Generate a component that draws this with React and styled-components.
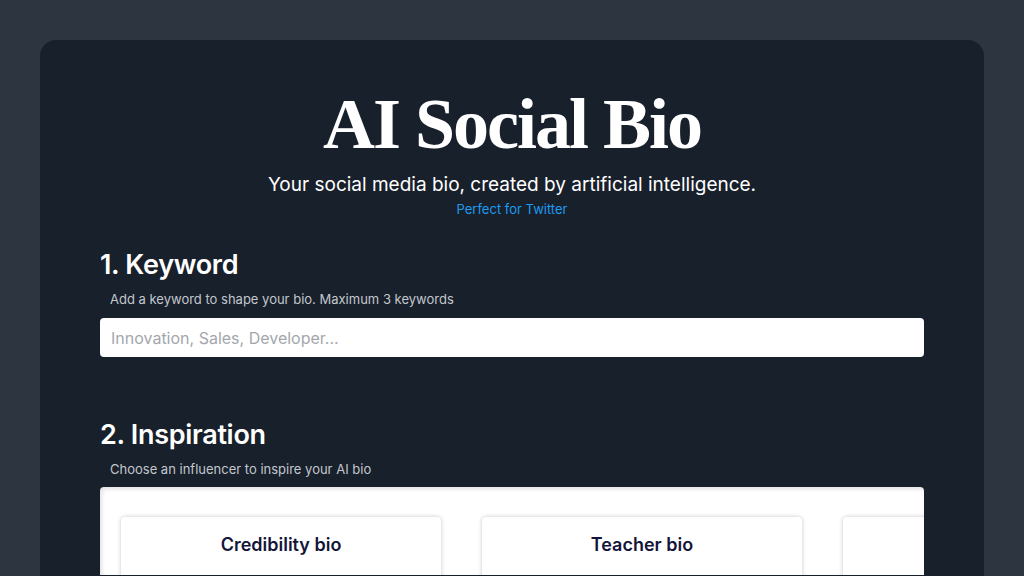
import React from 'react';
import styled, { createGlobalStyle } from 'styled-components';

const GlobalStyle = createGlobalStyle`
  html, body {
    margin: 0;
    padding: 0;
    background-color: #2d3640;
    font-family: Inter, 'Noto Sans', sans-serif;
  }
  * {
    box-sizing: border-box;
  }
`;

const Page = styled.div`
  min-height: 100vh;
  padding: 40px 40px 0;
`;

const Card = styled.main`
  background-color: #18202b;
  border-radius: 16px 16px 0 0;
  padding: 48px 60px 0;
  min-height: 536px;
  color: #ffffff;
`;

const Header = styled.header`
  display: flex;
  flex-direction: column;
  align-items: center;
  text-align: center;
`;

const Title = styled.h1`
  margin: 0;
  font-family: 'Liberation Serif', 'DejaVu Serif', serif;
  font-weight: 700;
  font-size: 72px;
  letter-spacing: -2px;
  line-height: 72px;
  color: #ffffff;
`;

const Subtitle = styled.p`
  margin: 13px 0 0;
  font-size: 19px;
  line-height: 24px;
  color: #ffffff;
`;

const Tagline = styled.a`
  margin-top: 3px;
  font-size: 13px;
  line-height: 18px;
  color: #1d9bf0;
  text-decoration: none;
`;

const Section = styled.section`
  margin-top: ${(p) => p.$top}px;
`;

const SectionTitle = styled.h2`
  margin: 0;
  font-size: 27px;
  font-weight: 600;
  line-height: 34px;
  letter-spacing: -0.3px;
  color: #ffffff;
`;

const Hint = styled.p`
  margin: 8px 0 ${(p) => p.$gap || 10}px 10px;
  font-size: 13px;
  line-height: 18px;
  color: #c3c7cd;
`;

const KeywordInput = styled.input`
  display: block;
  width: 100%;
  height: 39px;
  padding: 0 11px;
  border: none;
  border-radius: 4px;
  background: #ffffff;
  font-family: Inter, 'Noto Sans', sans-serif;
  font-size: 16px;
  color: #222;
  outline: none;

  &::placeholder {
    color: #a3a7ad;
  }
`;

const Carousel = styled.div`
  background: #ffffff;
  border-radius: 4px 4px 0 0;
  box-shadow: inset 2px 2px 4px rgba(0, 0, 0, 0.12);
  overflow: hidden;
  padding: 30px 0 0 21px;
  height: 88px;
`;

const Track = styled.div`
  display: flex;
  gap: 41px;
`;

const BioCard = styled.div`
  flex: 0 0 320px;
  height: 120px;
  background: #ffffff;
  border-radius: 4px;
  box-shadow: 0 0 4px rgba(0, 0, 0, 0.22);
  padding-top: 17px;
  text-align: center;
`;

const BioName = styled.h3`
  margin: 0;
  font-size: 18px;
  font-weight: 600;
  line-height: 22px;
  color: #14143a;
`;

const bios = ['Credibility bio', 'Teacher bio', 'Founder bio'];

export default function App() {
  return (
    <>
      <GlobalStyle />
      <Page>
        <Card>
          <Header>
            <Title>AI Social Bio</Title>
            <Subtitle>Your social media bio, created by artificial intelligence.</Subtitle>
            <Tagline href="#">Perfect for Twitter</Tagline>
          </Header>

          <Section $top={30}>
            <SectionTitle>1. Keyword</SectionTitle>
            <Hint>Add a keyword to shape your bio. Maximum 3 keywords</Hint>
            <KeywordInput placeholder="Innovation, Sales, Developer..." />
          </Section>

          <Section $top={61}>
            <SectionTitle>2. Inspiration</SectionTitle>
            <Hint $gap={9}>Choose an influencer to inspire your AI bio</Hint>
            <Carousel>
              <Track>
                {bios.map((b) => (
                  <BioCard key={b}>
                    <BioName>{b}</BioName>
                  </BioCard>
                ))}
              </Track>
            </Carousel>
          </Section>
        </Card>
      </Page>
    </>
  );
}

===

▶ _Your goal_
In the listing, find each line with the string "components" and copy it.

▶ _Full response_
Generate a component that draws this with React and styled-components.
import styled, { createGlobalStyle } from 'styled-components';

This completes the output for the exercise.